■ **STATED PROBLEM**
Find the word "components" in the material below and gather every line that contains it.

■ **SUPPLIED DATA**
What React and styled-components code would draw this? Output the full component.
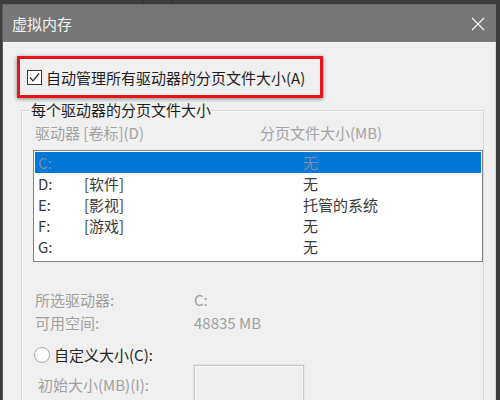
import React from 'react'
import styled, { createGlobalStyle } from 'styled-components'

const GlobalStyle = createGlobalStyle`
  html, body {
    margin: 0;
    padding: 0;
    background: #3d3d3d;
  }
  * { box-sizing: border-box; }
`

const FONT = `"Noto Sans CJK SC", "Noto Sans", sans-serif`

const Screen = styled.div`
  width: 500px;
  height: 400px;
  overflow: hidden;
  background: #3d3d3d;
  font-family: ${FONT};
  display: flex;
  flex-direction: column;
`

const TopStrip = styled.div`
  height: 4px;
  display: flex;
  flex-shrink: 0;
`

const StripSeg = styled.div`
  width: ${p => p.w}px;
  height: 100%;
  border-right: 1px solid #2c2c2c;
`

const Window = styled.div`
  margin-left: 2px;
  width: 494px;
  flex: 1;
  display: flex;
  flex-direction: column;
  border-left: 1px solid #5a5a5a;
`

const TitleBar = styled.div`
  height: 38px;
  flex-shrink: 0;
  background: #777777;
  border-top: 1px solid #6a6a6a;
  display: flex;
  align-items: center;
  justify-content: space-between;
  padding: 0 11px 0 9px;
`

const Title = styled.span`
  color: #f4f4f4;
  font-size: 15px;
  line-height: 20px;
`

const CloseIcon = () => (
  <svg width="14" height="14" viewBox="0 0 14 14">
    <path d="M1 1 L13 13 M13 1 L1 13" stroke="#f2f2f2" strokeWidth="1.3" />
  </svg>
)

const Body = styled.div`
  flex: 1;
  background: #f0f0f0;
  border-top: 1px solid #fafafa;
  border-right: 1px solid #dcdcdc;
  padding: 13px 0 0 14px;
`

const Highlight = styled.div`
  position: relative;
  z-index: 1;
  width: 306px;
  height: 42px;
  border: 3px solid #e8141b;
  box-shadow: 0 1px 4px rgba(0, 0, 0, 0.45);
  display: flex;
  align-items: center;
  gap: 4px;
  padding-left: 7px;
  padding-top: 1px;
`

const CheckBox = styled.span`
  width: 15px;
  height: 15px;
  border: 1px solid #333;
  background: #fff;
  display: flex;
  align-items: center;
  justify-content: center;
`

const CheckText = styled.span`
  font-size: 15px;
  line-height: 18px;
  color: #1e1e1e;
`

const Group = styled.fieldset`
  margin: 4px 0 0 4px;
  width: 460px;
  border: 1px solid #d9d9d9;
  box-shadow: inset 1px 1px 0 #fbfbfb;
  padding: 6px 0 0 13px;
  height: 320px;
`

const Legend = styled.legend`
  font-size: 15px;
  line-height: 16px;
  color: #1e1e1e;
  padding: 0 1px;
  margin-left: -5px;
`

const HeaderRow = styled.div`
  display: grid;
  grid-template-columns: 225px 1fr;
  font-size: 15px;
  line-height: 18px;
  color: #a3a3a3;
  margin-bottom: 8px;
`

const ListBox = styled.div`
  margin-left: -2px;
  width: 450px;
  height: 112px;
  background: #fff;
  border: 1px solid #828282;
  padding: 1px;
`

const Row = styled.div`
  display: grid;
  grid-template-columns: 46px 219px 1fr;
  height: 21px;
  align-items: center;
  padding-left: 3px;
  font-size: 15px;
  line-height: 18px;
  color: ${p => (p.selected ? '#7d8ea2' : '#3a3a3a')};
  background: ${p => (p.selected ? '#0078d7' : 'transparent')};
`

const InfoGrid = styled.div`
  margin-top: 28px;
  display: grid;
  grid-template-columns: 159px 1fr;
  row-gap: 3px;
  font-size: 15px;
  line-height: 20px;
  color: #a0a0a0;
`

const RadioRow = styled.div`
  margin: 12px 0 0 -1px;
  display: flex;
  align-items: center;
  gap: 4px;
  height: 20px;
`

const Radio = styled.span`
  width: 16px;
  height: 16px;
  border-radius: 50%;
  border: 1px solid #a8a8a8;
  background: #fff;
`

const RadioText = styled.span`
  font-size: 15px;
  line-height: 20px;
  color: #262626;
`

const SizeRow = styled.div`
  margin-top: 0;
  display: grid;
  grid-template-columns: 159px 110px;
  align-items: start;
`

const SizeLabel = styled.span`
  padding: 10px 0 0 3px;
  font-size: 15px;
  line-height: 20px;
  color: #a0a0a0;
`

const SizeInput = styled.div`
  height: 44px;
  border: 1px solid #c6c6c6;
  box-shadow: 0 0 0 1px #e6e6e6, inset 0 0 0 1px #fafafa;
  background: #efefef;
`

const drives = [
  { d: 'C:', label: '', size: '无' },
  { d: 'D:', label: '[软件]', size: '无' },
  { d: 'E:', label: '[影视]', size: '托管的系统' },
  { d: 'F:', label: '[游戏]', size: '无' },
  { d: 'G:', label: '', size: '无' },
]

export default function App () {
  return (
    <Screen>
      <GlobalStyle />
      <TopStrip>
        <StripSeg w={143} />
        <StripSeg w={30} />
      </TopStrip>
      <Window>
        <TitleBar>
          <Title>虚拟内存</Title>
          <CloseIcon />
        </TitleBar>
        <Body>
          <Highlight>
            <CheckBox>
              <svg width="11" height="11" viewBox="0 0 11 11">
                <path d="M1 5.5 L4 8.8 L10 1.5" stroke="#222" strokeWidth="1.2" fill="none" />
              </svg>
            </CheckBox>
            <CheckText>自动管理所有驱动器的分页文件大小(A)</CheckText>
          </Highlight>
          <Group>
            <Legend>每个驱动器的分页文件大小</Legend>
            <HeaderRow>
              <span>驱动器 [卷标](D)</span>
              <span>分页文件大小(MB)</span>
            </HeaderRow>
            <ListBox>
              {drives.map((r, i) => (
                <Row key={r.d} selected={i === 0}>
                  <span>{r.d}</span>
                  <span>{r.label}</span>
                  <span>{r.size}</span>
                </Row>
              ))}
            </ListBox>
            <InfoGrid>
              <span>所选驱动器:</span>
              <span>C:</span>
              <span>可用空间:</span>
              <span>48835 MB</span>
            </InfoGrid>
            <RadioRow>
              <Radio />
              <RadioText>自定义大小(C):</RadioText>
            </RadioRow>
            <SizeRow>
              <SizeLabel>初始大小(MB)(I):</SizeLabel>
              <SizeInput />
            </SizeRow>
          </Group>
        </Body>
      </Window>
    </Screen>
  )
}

■ **REPLY TO THE EXERCISE**
What React and styled-components code would draw this? Output the full component.
import styled, { createGlobalStyle } from 'styled-components'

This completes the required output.